Records from a data source
● ● ●

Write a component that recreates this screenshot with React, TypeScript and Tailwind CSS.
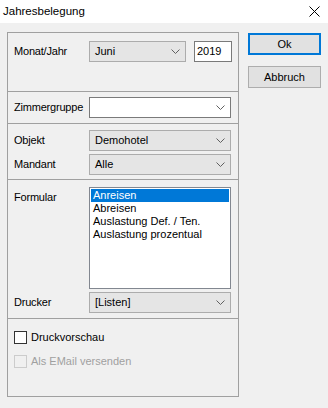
import React from "react";

const font = { fontFamily: '"Liberation Sans", Arial, sans-serif' };

function Chevron() {
  return (
    <svg width="9" height="5" viewBox="0 0 9 5" className="shrink-0">
      <path d="M0.5 0.5 L4.5 4.5 L8.5 0.5" fill="none" stroke="#606060" strokeWidth="1" />
    </svg>
  );
}

function Combo({ value, white, w }: { value: string; white?: boolean; w: string }) {
  return (
    <div
      className={`${w} h-[21px] flex items-center justify-between pl-[5px] pr-[5px] border ${
        white ? "bg-white border-[#7a7a7a]" : "bg-[#e5e5e5] border-[#acacac]"
      }`}
    >
      <span className="text-[11px] text-black leading-none">{value}</span>
      <Chevron />
    </div>
  );
}

function Label({ children }: { children: React.ReactNode }) {
  return <div className="w-[75px] shrink-0 text-[11px] text-black leading-none tracking-[-0.2px]">{children}</div>;
}

function Sep() {
  return <div className="h-px bg-[#a0a0a0]" />;
}

export default function App() {
  return (
    <div className="w-[328px] h-[408px] bg-[#f0f0f0] flex flex-col select-none" style={font}>
      {/* Title bar */}
      <div className="h-[23px] bg-white flex items-center justify-between pl-[3px] pr-[8px] shrink-0">
        <span className="text-[11.5px] text-black">Jahresbelegung</span>
        <svg width="11" height="11" viewBox="0 0 11 11">
          <path d="M0.5 0.5 L10.5 10.5 M10.5 0.5 L0.5 10.5" stroke="#000" strokeWidth="1" />
        </svg>
      </div>

      <div className="flex pl-[7px] pt-[9px] gap-[9px]">
        {/* Main panel */}
        <div className="w-[232px] h-[365px] border border-[#a0a0a0] flex flex-col">
          {/* Section 1 */}
          <div className="h-[58px] pt-[8px] px-[6px] flex items-start">
            <div className="h-[21px] flex items-center">
              <Label>Monat/Jahr</Label>
            </div>
            <Combo value="Juni" w="w-[97px]" />
            <div className="ml-[8px] w-[38px] h-[21px] bg-white border border-[#7a7a7a] flex items-center pl-[2px]">
              <span className="text-[11px] text-black leading-none">2019</span>
            </div>
          </div>
          <Sep />
          {/* Section 2 */}
          <div className="h-[31px] pt-[5px] px-[6px] flex items-start">
            <div className="h-[21px] flex items-center">
              <Label>Zimmergruppe</Label>
            </div>
            <Combo value="" white w="w-[142px]" />
          </div>
          <Sep />
          {/* Section 3 */}
          <div className="h-[55px] pt-[6px] px-[6px] flex flex-col gap-[3px]">
            <div className="flex items-center">
              <Label>Objekt</Label>
              <Combo value="Demohotel" w="w-[142px]" />
            </div>
            <div className="flex items-center">
              <Label>Mandant</Label>
              <Combo value="Alle" w="w-[142px]" />
            </div>
          </div>
          <Sep />
          {/* Section 4 */}
          <div className="h-[138px] pt-[7px] px-[6px] flex flex-col gap-[3px]">
            <div className="flex items-start">
              <div className="pt-[5px]">
                <Label>Formular</Label>
              </div>
              <div className="w-[142px] h-[102px] bg-white border border-[#828790] p-px flex flex-col">
                <div className="h-[13px] bg-[#0078d7] text-white text-[11px] leading-[13px] pl-[2px]">Anreisen</div>
                <div className="h-[13px] text-black text-[11px] leading-[13px] pl-[2px]">Abreisen</div>
                <div className="h-[13px] text-black text-[11px] leading-[13px] pl-[2px]">Auslastung Def. / Ten.</div>
                <div className="h-[13px] text-black text-[11px] leading-[13px] pl-[2px]">Auslastung prozentual</div>
              </div>
            </div>
            <div className="flex items-center">
              <Label>Drucker</Label>
              <Combo value="[Listen]" w="w-[142px]" />
            </div>
          </div>
          <Sep />
          {/* Section 5 */}
          <div className="pt-[12px] px-[6px] flex flex-col gap-[11px]">
            <div className="flex items-center gap-[4px]">
              <div className="w-[13px] h-[13px] border border-[#333333] bg-white" />
              <span className="text-[11px] text-black leading-none">Druckvorschau</span>
            </div>
            <div className="flex items-center gap-[4px]">
              <div className="w-[13px] h-[13px] border border-[#cccccc] bg-[#f0f0f0]" />
              <span className="text-[11px] text-[#a0a0a0] leading-none">Als EMail versenden</span>
            </div>
          </div>
        </div>

        {/* Buttons */}
        <div className="flex flex-col gap-[11px] pt-px">
          <div className="w-[73px] h-[22px] bg-[#e1e1e1] border-2 border-[#0078d7] flex items-center justify-center">
            <span className="text-[11px] text-black leading-none">Ok</span>
          </div>
          <div className="w-[73px] h-[22px] bg-[#e1e1e1] border border-[#adadad] flex items-center justify-center">
            <span className="text-[11px] text-black leading-none">Abbruch</span>
          </div>
        </div>
      </div>
    </div>
  );
}
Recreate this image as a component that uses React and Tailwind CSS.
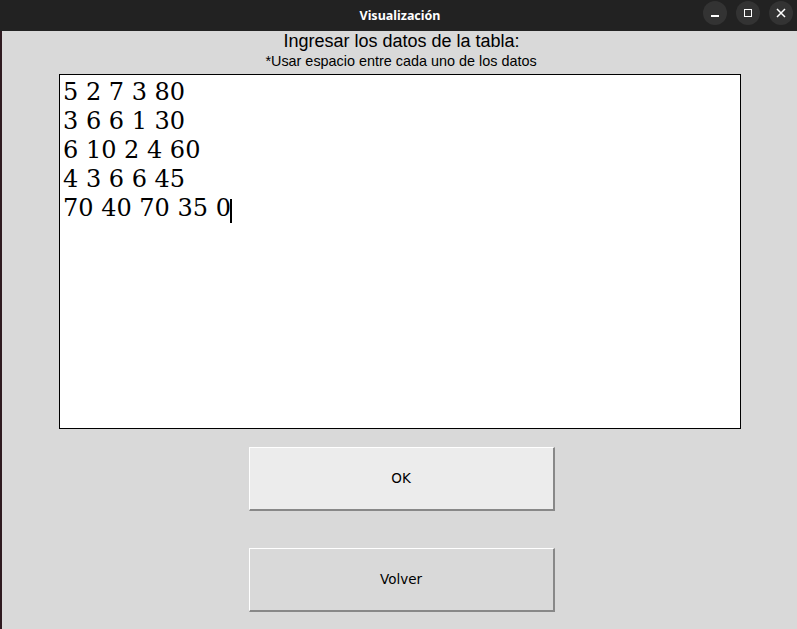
const rows = ['5 2 7 3 80', '3 6 6 1 30', '6 10 2 4 60', '4 3 6 6 45', '70 40 70 35 0'];

export default function App() {
  return (
    <div className="w-[797px] h-[629px] flex flex-col bg-[#d9d9d9] overflow-hidden">
      {/* Title bar */}
      <div className="h-[31px] bg-[#222222] flex items-center relative shrink-0">
        <div className="flex-1 text-center text-white text-[12.5px] font-bold font-['Noto_Sans',sans-serif] pt-[1px] pl-[3px]">
          Visualización
        </div>
        <div className="absolute right-[4px] top-[1px] flex gap-[9px]">
          <div className="w-[24px] h-[24px] rounded-full bg-[#333333] flex items-center justify-center">
            <div className="w-[8px] h-[1.5px] bg-white mt-[6px]" />
          </div>
          <div className="w-[24px] h-[24px] rounded-full bg-[#333333] flex items-center justify-center">
            <div className="w-[8px] h-[8px] border-[1.5px] border-white" />
          </div>
          <div className="w-[24px] h-[24px] rounded-full bg-[#333333] flex items-center justify-center">
            <svg width="10" height="10" viewBox="0 0 10 10">
              <path d="M1 1 L9 9 M9 1 L1 9" stroke="white" strokeWidth="1.5" />
            </svg>
          </div>
        </div>
      </div>

      {/* Body */}
      <div className="flex-1 flex flex-col items-center border-l-2 border-[#2e1a20] font-['Liberation_Sans',sans-serif] text-black">
        <h1 className="text-[18px] leading-[21px] ml-[4px]">Ingresar los datos de la tabla:</h1>
        <p className="text-[14.4px] leading-[17px] mt-[1px] ml-[3px]">*Usar espacio entre cada uno de los datos</p>

        {/* Data entry box */}
        <div className="mt-[4px] ml-[1px] w-[682px] h-[355px] bg-white border border-black pl-[3px] pt-[3px] text-[24px] leading-[29px] font-['DejaVu_Serif',serif] text-black">
          {rows.map((row, i) => (
            <div key={i} className="whitespace-pre">
              {row}
              {i === rows.length - 1 && (
                <span className="inline-block w-[2px] h-[24px] bg-black align-[-7px] -ml-[1px]" />
              )}
            </div>
          ))}
        </div>

        <div className="mt-[18px] ml-[4px] flex flex-col gap-[37px]">
          <button className="w-[306px] h-[64px] bg-[#ececec] border-t border-l border-white border-b-2 border-r-2 border-b-[#888888] border-r-[#888888] text-[13.5px] font-['DejaVu_Sans',sans-serif]">
            OK
          </button>
          <button className="w-[306px] h-[64px] bg-[#d9d9d9] border-t border-l border-white border-b-2 border-r-2 border-b-[#888888] border-r-[#888888] text-[13.5px] font-['DejaVu_Sans',sans-serif]">
            Volver
          </button>
        </div>
      </div>
    </div>
  );
}
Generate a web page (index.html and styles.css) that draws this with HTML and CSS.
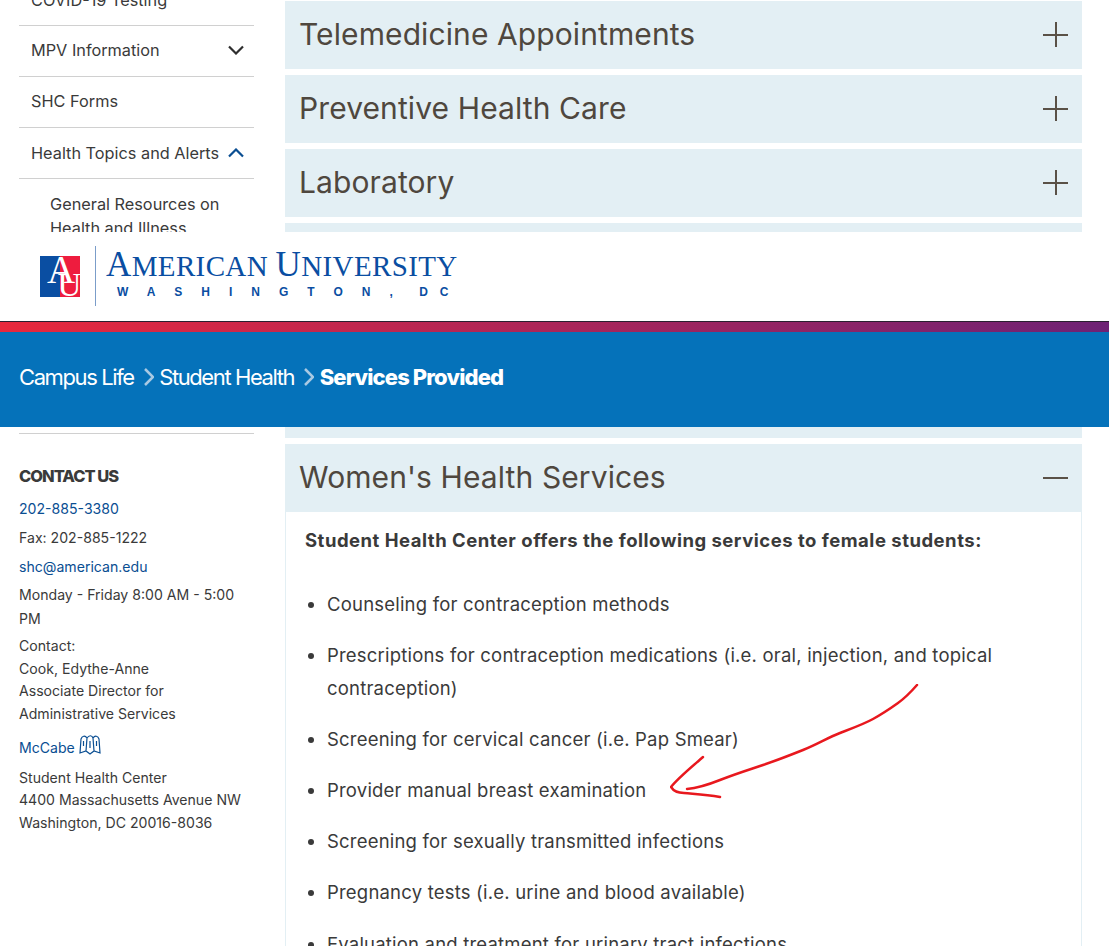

● ● ●

(WORK TO BE COMPLETED) Repeat each entry exactly. Pictures do not belong in the copy.

(TASK OUTPUT)
Write a component that recreates this screenshot with React, TypeScript and Tailwind CSS.
import React from "react";

const font = { fontFamily: '"Liberation Sans", Arial, sans-serif' };

function Chevron() {
  return (
    <svg width="9" height="5" viewBox="0 0 9 5" className="shrink-0">
      <path d="M0.5 0.5 L4.5 4.5 L8.5 0.5" fill="none" stroke="#606060" strokeWidth="1" />
    </svg>
  );
}

function Combo({ value, white, w }: { value: string; white?: boolean; w: string }) {
  return (
    <div
      className={`${w} h-[21px] flex items-center justify-between pl-[5px] pr-[5px] border ${
        white ? "bg-white border-[#7a7a7a]" : "bg-[#e5e5e5] border-[#acacac]"
      }`}
    >
      <span className="text-[11px] text-black leading-none">{value}</span>
      <Chevron />
    </div>
  );
}

function Label({ children }: { children: React.ReactNode }) {
  return <div className="w-[75px] shrink-0 text-[11px] text-black leading-none tracking-[-0.2px]">{children}</div>;
}

function Sep() {
  return <div className="h-px bg-[#a0a0a0]" />;
}

export default function App() {
  return (
    <div className="w-[328px] h-[408px] bg-[#f0f0f0] flex flex-col select-none" style={font}>
      {/* Title bar */}
      <div className="h-[23px] bg-white flex items-center justify-between pl-[3px] pr-[8px] shrink-0">
        <span className="text-[11.5px] text-black">Jahresbelegung</span>
        <svg width="11" height="11" viewBox="0 0 11 11">
          <path d="M0.5 0.5 L10.5 10.5 M10.5 0.5 L0.5 10.5" stroke="#000" strokeWidth="1" />
        </svg>
      </div>

      <div className="flex pl-[7px] pt-[9px] gap-[9px]">
        {/* Main panel */}
        <div className="w-[232px] h-[365px] border border-[#a0a0a0] flex flex-col">
          {/* Section 1 */}
          <div className="h-[58px] pt-[8px] px-[6px] flex items-start">
            <div className="h-[21px] flex items-center">
              <Label>Monat/Jahr</Label>
            </div>
            <Combo value="Juni" w="w-[97px]" />
            <div className="ml-[8px] w-[38px] h-[21px] bg-white border border-[#7a7a7a] flex items-center pl-[2px]">
              <span className="text-[11px] text-black leading-none">2019</span>
            </div>
          </div>
          <Sep />
          {/* Section 2 */}
          <div className="h-[31px] pt-[5px] px-[6px] flex items-start">
            <div className="h-[21px] flex items-center">
              <Label>Zimmergruppe</Label>
            </div>
            <Combo value="" white w="w-[142px]" />
          </div>
          <Sep />
          {/* Section 3 */}
          <div className="h-[55px] pt-[6px] px-[6px] flex flex-col gap-[3px]">
            <div className="flex items-center">
              <Label>Objekt</Label>
              <Combo value="Demohotel" w="w-[142px]" />
            </div>
            <div className="flex items-center">
              <Label>Mandant</Label>
              <Combo value="Alle" w="w-[142px]" />
            </div>
          </div>
          <Sep />
          {/* Section 4 */}
          <div className="h-[138px] pt-[7px] px-[6px] flex flex-col gap-[3px]">
            <div className="flex items-start">
              <div className="pt-[5px]">
                <Label>Formular</Label>
              </div>
              <div className="w-[142px] h-[102px] bg-white border border-[#828790] p-px flex flex-col">
                <div className="h-[13px] bg-[#0078d7] text-white text-[11px] leading-[13px] pl-[2px]">Anreisen</div>
                <div className="h-[13px] text-black text-[11px] leading-[13px] pl-[2px]">Abreisen</div>
                <div className="h-[13px] text-black text-[11px] leading-[13px] pl-[2px]">Auslastung Def. / Ten.</div>
                <div className="h-[13px] text-black text-[11px] leading-[13px] pl-[2px]">Auslastung prozentual</div>
              </div>
            </div>
            <div className="flex items-center">
              <Label>Drucker</Label>
              <Combo value="[Listen]" w="w-[142px]" />
            </div>
          </div>
          <Sep />
          {/* Section 5 */}
          <div className="pt-[12px] px-[6px] flex flex-col gap-[11px]">
            <div className="flex items-center gap-[4px]">
              <div className="w-[13px] h-[13px] border border-[#333333] bg-white" />
              <span className="text-[11px] text-black leading-none">Druckvorschau</span>
            </div>
            <div className="flex items-center gap-[4px]">
              <div className="w-[13px] h-[13px] border border-[#cccccc] bg-[#f0f0f0]" />
              <span className="text-[11px] text-[#a0a0a0] leading-none">Als EMail versenden</span>
            </div>
          </div>
        </div>

        {/* Buttons */}
        <div className="flex flex-col gap-[11px] pt-px">
          <div className="w-[73px] h-[22px] bg-[#e1e1e1] border-2 border-[#0078d7] flex items-center justify-center">
            <span className="text-[11px] text-black leading-none">Ok</span>
          </div>
          <div className="w-[73px] h-[22px] bg-[#e1e1e1] border border-[#adadad] flex items-center justify-center">
            <span className="text-[11px] text-black leading-none">Abbruch</span>
          </div>
        </div>
      </div>
    </div>
  );
}
Recreate this image as a component that uses React and Tailwind CSS.
const rows = ['5 2 7 3 80', '3 6 6 1 30', '6 10 2 4 60', '4 3 6 6 45', '70 40 70 35 0'];

export default function App() {
  return (
    <div className="w-[797px] h-[629px] flex flex-col bg-[#d9d9d9] overflow-hidden">
      {/* Title bar */}
      <div className="h-[31px] bg-[#222222] flex items-center relative shrink-0">
        <div className="flex-1 text-center text-white text-[12.5px] font-bold font-['Noto_Sans',sans-serif] pt-[1px] pl-[3px]">
          Visualización
        </div>
        <div className="absolute right-[4px] top-[1px] flex gap-[9px]">
          <div className="w-[24px] h-[24px] rounded-full bg-[#333333] flex items-center justify-center">
            <div className="w-[8px] h-[1.5px] bg-white mt-[6px]" />
          </div>
          <div className="w-[24px] h-[24px] rounded-full bg-[#333333] flex items-center justify-center">
            <div className="w-[8px] h-[8px] border-[1.5px] border-white" />
          </div>
          <div className="w-[24px] h-[24px] rounded-full bg-[#333333] flex items-center justify-center">
            <svg width="10" height="10" viewBox="0 0 10 10">
              <path d="M1 1 L9 9 M9 1 L1 9" stroke="white" strokeWidth="1.5" />
            </svg>
          </div>
        </div>
      </div>

      {/* Body */}
      <div className="flex-1 flex flex-col items-center border-l-2 border-[#2e1a20] font-['Liberation_Sans',sans-serif] text-black">
        <h1 className="text-[18px] leading-[21px] ml-[4px]">Ingresar los datos de la tabla:</h1>
        <p className="text-[14.4px] leading-[17px] mt-[1px] ml-[3px]">*Usar espacio entre cada uno de los datos</p>

        {/* Data entry box */}
        <div className="mt-[4px] ml-[1px] w-[682px] h-[355px] bg-white border border-black pl-[3px] pt-[3px] text-[24px] leading-[29px] font-['DejaVu_Serif',serif] text-black">
          {rows.map((row, i) => (
            <div key={i} className="whitespace-pre">
              {row}
              {i === rows.length - 1 && (
                <span className="inline-block w-[2px] h-[24px] bg-black align-[-7px] -ml-[1px]" />
              )}
            </div>
          ))}
        </div>

        <div className="mt-[18px] ml-[4px] flex flex-col gap-[37px]">
          <button className="w-[306px] h-[64px] bg-[#ececec] border-t border-l border-white border-b-2 border-r-2 border-b-[#888888] border-r-[#888888] text-[13.5px] font-['DejaVu_Sans',sans-serif]">
            OK
          </button>
          <button className="w-[306px] h-[64px] bg-[#d9d9d9] border-t border-l border-white border-b-2 border-r-2 border-b-[#888888] border-r-[#888888] text-[13.5px] font-['DejaVu_Sans',sans-serif]">
            Volver
          </button>
        </div>
      </div>
    </div>
  );
}
Generate a web page (index.html and styles.css) that draws this with HTML and CSS.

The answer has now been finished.